Unfortunately these moderate conversations are not the ones being had, as progressives, even at the highest levels of government, press forward with their very real fight to strip corporations of their rights. Last year Rep. Jim McGovern, D-Mass., introduced his “People’s Right’s Amendment” with an endorsement from Minority Leader Nancy Pelosi. Here is Section II (emphasis is mine):
Section 2. People, person, or persons as used in this Constitution does not include corporations, limited liability companies or other corporate entities established by the laws of any state, the United States, or any foreign state, and such corporate entities are subject to such regulation as the people, through their elected state and federal representatives, deem reasonable and are otherwise consistent with the powers of Congress and the States under this Constitution.

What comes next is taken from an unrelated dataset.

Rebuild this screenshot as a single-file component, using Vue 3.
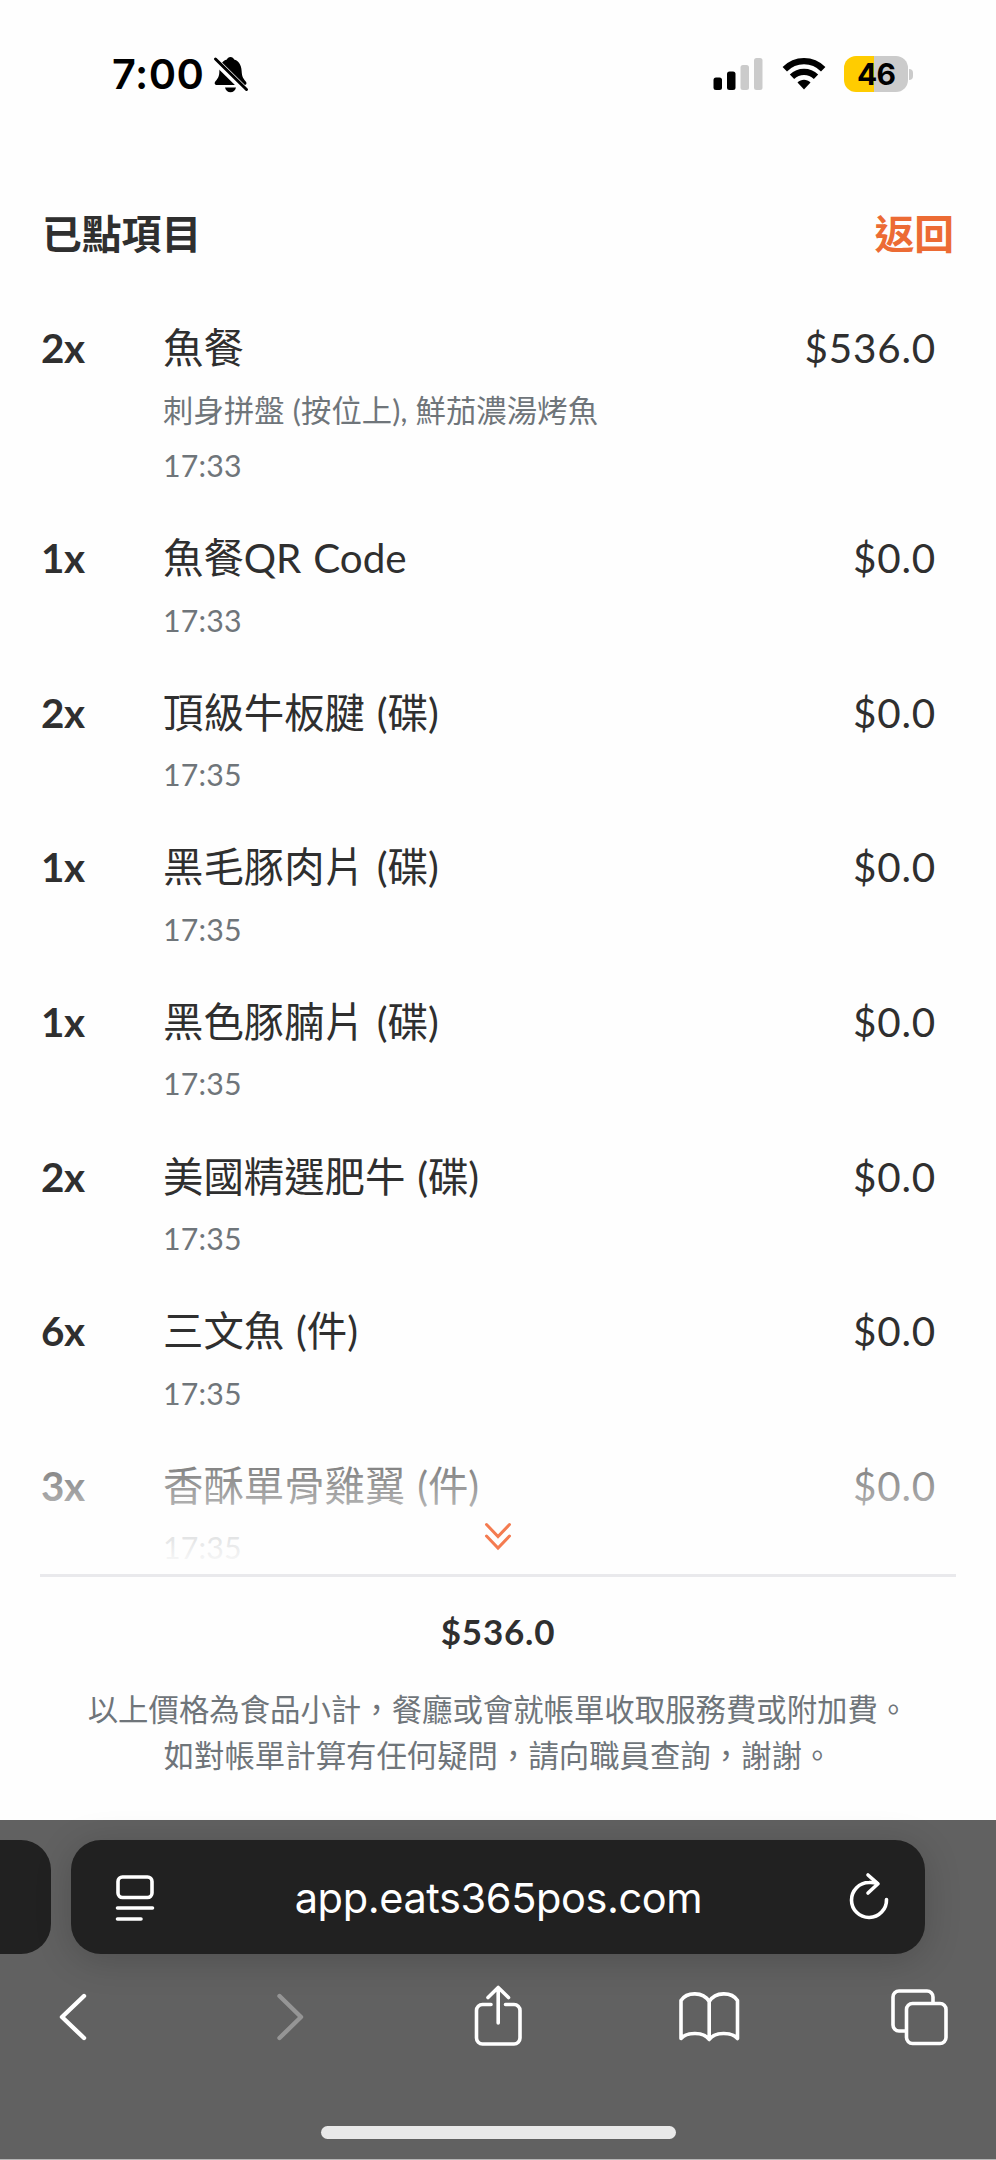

In 1975, the people of Tennessee through their elected officials deemed censoring “Hair” to be reasonable, the Supreme Court found it was not. In Mr. McGovern’s bizarre attempt to Occupy the Constitution he would turn back the clock and leave almost every theater company in America subject to the whims of local elected officials. As someone who has spent the last 15 years creating theater, that prospect scares the hell out of me. And I find it shocking that any right minded person, especially one claiming to be progressive, would ever embrace the government’s right to censor theater. It is the very important duty of the rest of us to make clear the folly of this position.